When Frank Duke resigned after six years as planning director in Norfolk, he received praise from those who found him a calming and rational voice in often-heated debates over land use in the Virginia port city.

Duke, who also previously served in the hot development zone of Durham in North Carolina, is now coming to Baton Rouge as planning director.

If he has the qualities of patience and calm in planning deliberations, he will certainly get a chance to use them here. The challenges of growth are considerable, and the costs of urban sprawl in the Baton Rouge metropolitan area are mounting every year.

If it’s a challenging job in terms of the disputes over zoning and land use that often wrack the meetings of the city-parish Planning Commission, this job also is one where there is tremendous opportunity.

Since the groundbreaking insights brought to the city by Andres Duany in the 1998 Plan Baton Rouge process, our region has been recognized as a new player in redevelopment. Aside from awards and national attention for downtown and rising revenues in terms of taxes from the city core, Baton Rouge has seen a new drive for redevelopment of the old neighborhoods reaching out from downtown.

They deserve more attention. They also have the potential to provide more walkable and bike-friendly neighborhoods — one of the prime attractions to what analyst Richard Florida called “the creative class.”

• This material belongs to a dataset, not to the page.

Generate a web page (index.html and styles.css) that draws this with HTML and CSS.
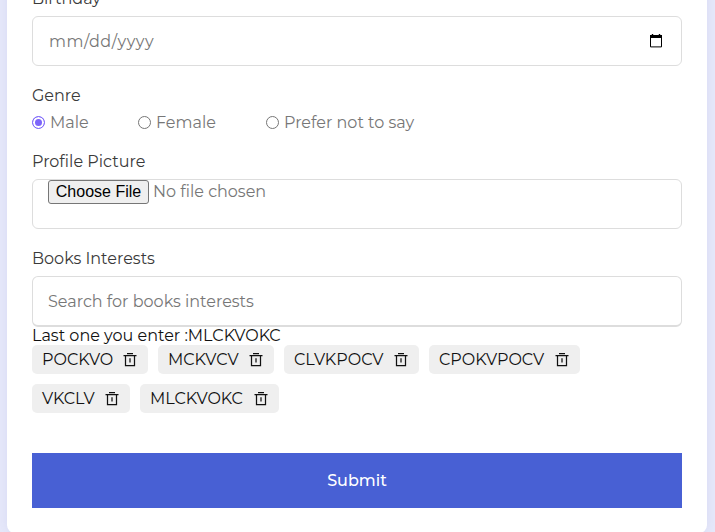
FILE: index.html
```html
<!DOCTYPE html>
<html lang="en">
<head>
<meta charset="utf-8">
<title>Profile form</title>
<link rel="stylesheet" href="styles.css">
</head>
<body>
<svg class="defs" width="0" height="0"><symbol id="trash" viewBox="0 0 14 14"><path d="M4 .5h6M.5 2.5h13M2.5 2.5v10h9v-10M7 5.2v4.3" fill="none" stroke="currentColor" stroke-width="1.25"/></symbol></svg>
<form class="card">
  <div class="label birthday">Birthday</div>
  <div class="field date"><span class="date-text">mm/dd/yyyy</span>
    <svg class="calendar" width="14" height="16" viewBox="0 0 14 16"><path d="M1.5 3.5h11v10.4h-11z" fill="none" stroke="#000"/><path d="M1 2h12v3H1zM2.8 1h1.4v2H2.8zM9.8 1h1.4v2H9.8z"/></svg>
  </div>
  <div class="label genre">Genre</div>
  <div class="options">
    <div class="option first"><span class="radio checked"></span><span>Male</span></div>
    <div class="option second"><span class="radio"></span><span>Female</span></div>
    <div class="option"><span class="radio"></span><span>Prefer not to say</span></div>
  </div>
  <div class="label profile">Profile Picture</div>
  <div class="field file"><span class="choose">Choose File</span><span>No file chosen</span></div>
  <div class="label books">Books Interests</div>
  <div class="field search"><span>Search for books interests</span></div>
  <div class="last">Last one you enter :MLCKVOKC</div>
  <div class="chips">
    <div class="chip c1"><span>POCKVO</span><svg class="trash"><use href="#trash"/></svg></div>
    <div class="chip c2"><span>MCKVCV</span><svg class="trash"><use href="#trash"/></svg></div>
    <div class="chip c3"><span>CLVKPOCV</span><svg class="trash"><use href="#trash"/></svg></div>
    <div class="chip c4"><span>CPOKVPOCV</span><svg class="trash"><use href="#trash"/></svg></div>
    <div class="chip c5"><span>VKCLV</span><svg class="trash"><use href="#trash"/></svg></div>
    <div class="chip c6"><span>MLCKVOKC</span><svg class="trash"><use href="#trash"/></svg></div>
  </div>
  <div class="submit"><span>Submit</span></div>
</form>
</body>
</html>
```
FILE: styles.css
```css
* { box-sizing: border-box; }
body {
  margin: 0;
  height: 532px;
  overflow: hidden;
  background: #e6e8fa;
  font: 400 16px/20px Montserrat, Inter, sans-serif;
  color: #111;
}
.defs { display: block; }
.card {
  width: 700px;
  height: 573px;
  margin: -40px 0 0 7px;
  padding: 29px 25px 25px;
  background: #fff;
  border-radius: 8px;
  box-shadow: 0 0 12px rgba(70, 80, 160, .08);
  white-space: nowrap;
}
.label { height: 20px; margin-bottom: 7px; color: #3a3a3a; }
.field {
  display: flex;
  align-items: center;
  height: 50px;
  margin-bottom: 20px;
  padding: 2px 15px 0;
  border: 1px solid #ddd;
  border-radius: 6px;
  color: #777;
}
.date { justify-content: space-between; padding: 2px 18px 0 16px; }
.date-text { letter-spacing: .55px; }
.calendar { display: block; margin-top: -2px; }
.options { display: flex; height: 20px; margin-bottom: 19px; color: #777; }
.option { display: flex; align-items: center; gap: 5px; }
.first { width: 106px; }
.second { width: 128px; }
.radio { width: 13px; height: 13px; margin-top: -1px; border: 1px solid #767676; border-radius: 50%; }
.checked { border-color: #7c65fa; background: #7c65fa; box-shadow: inset 0 0 0 2px #fff; }
.file { align-items: flex-start; gap: 4px; padding-top: 0; line-height: 24px; }
.choose {
  height: 24px;
  width: 101px;
  border: 1px solid #767676;
  border-radius: 3px;
  background: #efefef;
  color: #000;
  font: 400 16px/22px "Liberation Sans", sans-serif;
  text-align: center;
}
.search { height: 51px; margin: 0; border-bottom: 2px solid #ddd; }
.last { height: 18px; line-height: 18px; }
.chips { display: flex; flex-wrap: wrap; gap: 10px; }
.chip {
  display: flex;
  align-items: center;
  justify-content: space-between;
  height: 29px;
  padding: 0 11px 0 10px;
  border-radius: 5px;
  background: #efefef;
}
.trash { width: 14px; height: 14px; }
.c1, .c2 { width: 116px; }
.c3 { width: 135px; }
.c4 { width: 151px; }
.c5 { width: 98px; }
.c6 { width: 139px; }
.submit {
  height: 55px;
  margin-top: 40px;
  background: #4860d4;
  color: #fff;
  font-weight: 500;
  line-height: 55px;
  text-align: center;
}
```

Smart urban development is, increasingly, shrewd economic development.

Baton Rouge’s assets for the next planning director also include a comprehensive plan developed by a team led by John Fregonese, one of the nation’s leading strategists for smart growth. FutureBR and the local team of the nonprofit Center for Planning Excellence give guidance about good policy, not just good politics in city hall.

If there is a place where planning can make a difference, we think it is in Baton Rouge and in Duke’s important leadership role at the Planning Commission. With considerable experience in the administration of planning departments, and with a FutureBR road map ahead, we see Duke’s potential to provide a new level of leadership for smart growth in Baton Rouge.